Hygroscopy in Nature

In the nature too, hygroscopy – the ability to extract water from thin air – has some peculiar functions. One fantastic example is the seed of the needle-and-Thread grass. This seed, with the help of a hygroscopic awn attached to it, can twist and untwist the screw like structure by releasing and absorbing moisture from the air. This way, it is able to dig its way into the ground. But that’s just one of the many examples of how hygroscopy is all around us. Here’s another one…

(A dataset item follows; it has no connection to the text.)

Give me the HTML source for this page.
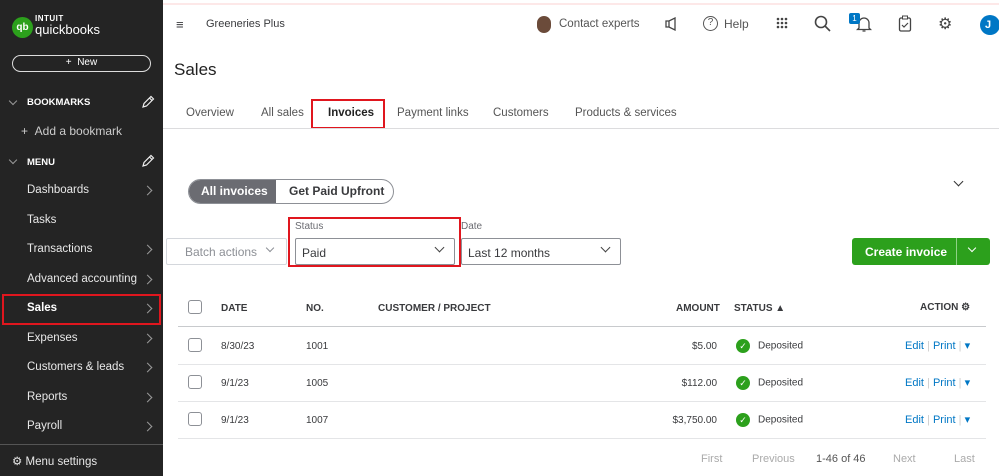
<!DOCTYPE html>
<html><head><meta charset="utf-8"><style>
*{box-sizing:border-box;margin:0;padding:0}
body{width:999px;height:476px;overflow:hidden;background:#fff;font-family:"Liberation Sans",sans-serif;position:relative;color:#393a3d}
.a{position:absolute;white-space:nowrap}
#sb{position:absolute;left:0;top:0;width:163px;height:476px;background:#242424;color:#fff}
.mi{position:absolute;left:27px;font-size:11.5px;color:#e8e8e8}
.ch{position:absolute;left:144px;width:7px;height:7px;border-right:1.2px solid #999;border-top:1.2px solid #999;transform:rotate(45deg)}
.hd{font-size:10px;font-weight:bold;color:#393a3d}
.row{position:absolute;left:178px;width:808px;height:37px;border-top:1px solid #e4e5e7}
.cb{position:absolute;width:14px;height:14px;border:1px solid #8d9096;border-radius:3px}
.t{font-size:10px;color:#393a3d}
.ok{display:inline-block;width:14px;height:14px;border-radius:50%;background:#2ca01c;color:#fff;font-size:9px;text-align:center;line-height:14px;vertical-align:middle;margin-right:8px}
.lk{color:#0077c5;font-size:11px}
.tab{font-size:11.5px;color:#555}
</style></head><body>
<div class="a" style="left:0;top:3px;width:999px;height:2px;background:#fde8e8"></div>
<div id="sb">
 <div class="a" style="left:12px;top:17px;width:21px;height:21px;border-radius:50%;background:#2ca01c;font-size:10px;font-weight:bold;text-align:center;line-height:21px">qb</div>
 <div class="a" style="left:35px;top:14px;font-size:8px;font-weight:bold;letter-spacing:.5px">INTUIT</div>
 <div class="a" style="left:35px;top:22px;font-size:13px">quickbooks</div>
 <div class="a" style="left:12px;top:55px;width:139px;height:17px;border:1.5px solid #ddd;border-radius:9px;font-size:10px;text-align:center;line-height:14px">+ &nbsp;New</div>
 <div class="a" style="left:10px;top:98px;width:6px;height:6px;border-right:1.2px solid #999;border-bottom:1.2px solid #999;transform:rotate(45deg)"></div>
 <div class="a" style="left:27px;top:97px;font-size:9.5px;font-weight:bold">BOOKMARKS</div>
 <svg class="a" style="left:141px;top:95px" width="14" height="14"><path d="M2 12l1-3.5 7-7 2.5 2.5-7 7z M8.5 3l2.5 2.5" fill="none" stroke="#eee" stroke-width="1.2"/></svg>
 <div class="a" style="left:21px;top:124px;font-size:12px;color:#ccc">+ &nbsp;Add a bookmark</div>
 <div class="a" style="left:10px;top:157px;width:6px;height:6px;border-right:1.2px solid #999;border-bottom:1.2px solid #999;transform:rotate(45deg)"></div>
 <div class="a" style="left:27px;top:157px;font-size:9.5px;font-weight:bold">MENU</div>
 <svg class="a" style="left:141px;top:154px" width="14" height="14"><path d="M2 12l1-3.5 7-7 2.5 2.5-7 7z M8.5 3l2.5 2.5" fill="none" stroke="#eee" stroke-width="1.2"/></svg>
 <div class="mi" style="top:184px">Dashboards</div><div class="ch" style="top:187px"></div>
 <div class="mi" style="top:214px">Tasks</div>
 <div class="mi" style="top:243px">Transactions</div><div class="ch" style="top:246px"></div>
 <div class="mi" style="top:273px">Advanced accounting</div><div class="ch" style="top:276px"></div>
 <div class="mi" style="top:302px;font-weight:bold;color:#fff">Sales</div><div class="ch" style="top:305px"></div>
 <div class="a" style="left:2px;top:294px;width:159px;height:31px;border:2px solid #e0161e"></div>
 <div class="mi" style="top:332px">Expenses</div><div class="ch" style="top:335px"></div>
 <div class="mi" style="top:361px">Customers &amp; leads</div><div class="ch" style="top:364px"></div>
 <div class="mi" style="top:391px">Reports</div><div class="ch" style="top:394px"></div>
 <div class="mi" style="top:420px">Payroll</div><div class="ch" style="top:423px"></div>
 <div class="a" style="left:0;top:444px;width:163px;height:1px;background:#555"></div>
 <div class="a" style="left:12px;top:454px;font-size:11.5px;color:#e8e8e8">&#9881; Menu settings</div>
</div>
<div class="a" style="left:176px;top:17px;font-size:13px">&#8801;</div>
<div class="a" style="left:206px;top:18px;font-size:11px">Greeneries Plus</div>
<div class="a" style="left:537px;top:16px;width:14px;height:17px;border-radius:7px;background:#6b4b3a"></div>
<div class="a" style="left:559px;top:18px;font-size:11.5px;color:#555">Contact experts</div>
<svg class="a" style="left:664px;top:17px" width="14" height="14"><path d="M2 4h3l6-3v12l-6-3H2z M5 4v6" fill="none" stroke="#444" stroke-width="1.3"/></svg>
<div class="a" style="left:703px;top:16px;width:15px;height:15px;border:1.5px solid #555;border-radius:50%;font-size:10px;text-align:center;line-height:12px;color:#555">?</div>
<div class="a" style="left:724px;top:17px;font-size:12px;color:#555">Help</div>
<svg class="a" style="left:776px;top:17px" width="12" height="12"><g fill="#444"><circle cx="2" cy="2" r="1.3"/><circle cx="6" cy="2" r="1.3"/><circle cx="10" cy="2" r="1.3"/><circle cx="2" cy="6" r="1.3"/><circle cx="6" cy="6" r="1.3"/><circle cx="10" cy="6" r="1.3"/><circle cx="2" cy="10" r="1.3"/><circle cx="6" cy="10" r="1.3"/><circle cx="10" cy="10" r="1.3"/></g></svg>
<svg class="a" style="left:814px;top:15px" width="18" height="18"><circle cx="7" cy="7" r="5.5" fill="none" stroke="#444" stroke-width="1.6"/><line x1="11" y1="11" x2="16" y2="16" stroke="#444" stroke-width="1.6"/></svg>
<svg class="a" style="left:856px;top:15px" width="16" height="18"><path d="M3 13V8a5 5 0 0 1 10 0v5l1.5 1.5h-13z M6.5 16h3" fill="none" stroke="#444" stroke-width="1.3"/></svg>
<div class="a" style="left:849px;top:13px;width:11px;height:11px;background:#0077c5;color:#fff;font-size:8px;text-align:center;line-height:11px;border-radius:2px">1</div>
<svg class="a" style="left:898px;top:15px" width="14" height="18"><rect x="1.5" y="3" width="11" height="13" rx="1.5" fill="none" stroke="#444" stroke-width="1.3"/><rect x="4.5" y="1" width="5" height="3" fill="#fff" stroke="#444"/><path d="M4 10l2 2 4-4" fill="none" stroke="#444" stroke-width="1.2"/></svg>
<div class="a" style="left:938px;top:14px;font-size:16px;color:#444">&#9881;</div>
<div class="a" style="left:980px;top:15px;width:20px;height:20px;border-radius:50%;background:#0077c5;color:#fff;font-size:11px;font-weight:bold;line-height:20px;padding-left:5px">J</div>
<div class="a" style="left:174px;top:60px;font-size:17px;color:#222">Sales</div>
<div class="a tab" style="left:186px;top:107px">Overview</div>
<div class="a tab" style="left:261px;top:107px">All sales</div>
<div class="a tab" style="left:328px;top:107px;font-weight:bold;color:#222">Invoices</div>
<div class="a" style="left:311px;top:99px;width:74px;height:30px;border:2.5px solid #e0161e"></div>
<div class="a tab" style="left:397px;top:107px">Payment links</div>
<div class="a tab" style="left:493px;top:107px">Customers</div>
<div class="a tab" style="left:575px;top:107px">Products &amp; services</div>
<div class="a" style="left:163px;top:128px;width:836px;height:1px;background:#dcdcde"></div>
<div class="a" style="left:188px;top:179px;width:206px;height:25px;border:1px solid #8d9096;border-radius:13px;overflow:hidden">
 <div class="a" style="left:0;top:0;width:87px;height:25px;background:#6b6c72;color:#fff;font-size:12px;font-weight:bold;line-height:23px;padding-left:12px">All invoices</div>
 <div class="a" style="left:100px;top:4px;font-size:12px;font-weight:bold;color:#393a3d">Get Paid Upfront</div>
</div>
<div class="a" style="left:955px;top:178px;width:7px;height:7px;border-right:1.5px solid #333;border-bottom:1.5px solid #333;transform:rotate(45deg)"></div>
<div class="a" style="left:166px;top:238px;width:121px;height:27px;border:1px solid #d4d7dc;border-radius:2px;font-size:12px;color:#8d9096;padding:6px 0 0 18px">Batch actions</div>
<div class="a" style="left:267px;top:245px;width:6px;height:6px;border-right:1.2px solid #8d9096;border-bottom:1.2px solid #8d9096;transform:rotate(45deg)"></div>
<div class="a" style="left:295px;top:221px;font-size:10px;color:#6b6c72">Status</div>
<div class="a" style="left:295px;top:238px;width:160px;height:27px;border:1px solid #8d9096;border-radius:2px;font-size:12px;padding:7px 0 0 6px">Paid</div>
<div class="a" style="left:436px;top:244px;width:7px;height:7px;border-right:1.5px solid #444;border-bottom:1.5px solid #444;transform:rotate(45deg)"></div>
<div class="a" style="left:288px;top:217px;width:173px;height:50px;border:2.5px solid #e0161e"></div>
<div class="a" style="left:461px;top:221px;font-size:10px;color:#6b6c72">Date</div>
<div class="a" style="left:461px;top:238px;width:160px;height:27px;border:1px solid #8d9096;border-radius:2px;font-size:12px;padding:7px 0 0 6px">Last 12 months</div>
<div class="a" style="left:602px;top:244px;width:7px;height:7px;border-right:1.5px solid #444;border-bottom:1.5px solid #444;transform:rotate(45deg)"></div>
<div class="a" style="left:852px;top:238px;width:138px;height:27px;background:#2ca01c;border-radius:3px"></div>
<div class="a" style="left:865px;top:245px;font-size:12px;font-weight:bold;color:#fff">Create invoice</div>
<div class="a" style="left:956px;top:238px;width:1px;height:27px;background:#8fd186"></div>
<div class="a" style="left:969px;top:245px;width:6px;height:6px;border-right:1.5px solid #fff;border-bottom:1.5px solid #fff;transform:rotate(45deg)"></div>
<div class="cb" style="left:188px;top:300px"></div>
<div class="a hd" style="left:221px;top:303px">DATE</div>
<div class="a hd" style="left:306px;top:303px">NO.</div>
<div class="a hd" style="left:378px;top:303px">CUSTOMER / PROJECT</div>
<div class="a hd" style="left:676px;top:303px">AMOUNT</div>
<div class="a hd" style="left:734px;top:303px">STATUS &#9650;</div>
<div class="a hd" style="left:920px;top:302px">ACTION &#9881;</div>
<div class="a" style="left:178px;top:326px;width:808px;height:1px;background:#c8cacd"></div>
<div class="cb" style="left:188px;top:338px"></div>
<div class="a t" style="left:221px;top:341px">8/30/23</div><div class="a t" style="left:306px;top:341px">1001</div>
<div class="a t" style="left:673px;top:341px;width:44px;text-align:right">$5.00</div>
<div class="a t" style="left:736px;top:339px"><span class="ok">&#10003;</span>Deposited</div>
<div class="a lk" style="left:905px;top:339px">Edit<span style="color:#ccc"> | </span>Print<span style="color:#ccc"> | </span>&#9662;</div>
<div class="row" style="top:364px"></div>
<div class="cb" style="left:188px;top:375px"></div>
<div class="a t" style="left:221px;top:378px">9/1/23</div><div class="a t" style="left:306px;top:378px">1005</div>
<div class="a t" style="left:663px;top:378px;width:54px;text-align:right">$112.00</div>
<div class="a t" style="left:736px;top:376px"><span class="ok">&#10003;</span>Deposited</div>
<div class="a lk" style="left:905px;top:376px">Edit<span style="color:#ccc"> | </span>Print<span style="color:#ccc"> | </span>&#9662;</div>
<div class="row" style="top:401px"></div>
<div class="cb" style="left:188px;top:412px"></div>
<div class="a t" style="left:221px;top:415px">9/1/23</div><div class="a t" style="left:306px;top:415px">1007</div>
<div class="a t" style="left:657px;top:415px;width:60px;text-align:right">$3,750.00</div>
<div class="a t" style="left:736px;top:413px"><span class="ok">&#10003;</span>Deposited</div>
<div class="a lk" style="left:905px;top:413px">Edit<span style="color:#ccc"> | </span>Print<span style="color:#ccc"> | </span>&#9662;</div>
<div class="a" style="left:178px;top:438px;width:808px;height:1px;background:#e4e5e7"></div>
<div class="a" style="left:701px;top:453px;font-size:11px;color:#aaa">First</div>
<div class="a" style="left:752px;top:453px;font-size:11px;color:#aaa">Previous</div>
<div class="a" style="left:816px;top:453px;font-size:11px;color:#555">1-46 of 46</div>
<div class="a" style="left:893px;top:453px;font-size:11px;color:#aaa">Next</div>
<div class="a" style="left:954px;top:453px;font-size:11px;color:#aaa">Last</div>
</body></html>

Thorny devil – an Australian lizard – lives in the arid scrubland and desert that covers most of central Australia. It has a hard time finding water in this dry place. So, blessed by the evolutionary forces of nature, the lizard has developed tiny hygroscopic channels between the spines on its back. These channels, working in tandem with a capillary action mechanism, are able to draw water from the air. Then their precise design makes the water move into the mouth of the lizard. Fascinating!

Other Ways

Although not exactly using hygroscopy, the Namib desert beetle, also does something similar – drawing water from thin air. Unlike the hygroscopic grooves of the thorny devil’s back, the desert dwelling beetle has developed some patterns on its hard wings which help it in drawing water from the air. These patterns include an array of  hydrophobic and hydrophilic materials which are able to trap water from the foggy morning air and are able to channel it to the beetle’s mouth.

The Nanotube Sponge Mat

This particular beetle’s hard wings with magical patterns on it, intrigued a couple of researchers. They took cue from this natural material and were able to create an artificial mat which could absorb water from the air.

nanotube sponge

Although we do have commercial Atmospheric Water Generators (AWG) which can harvest water from the air and supply drinking water, the sad thing is that these things run on electricity. This new mat that was fabricated recently, using an array of carbon nano tubes sandwiched between hydrophilic and hydrophobic layers, doesn’t need any electricity to extract water.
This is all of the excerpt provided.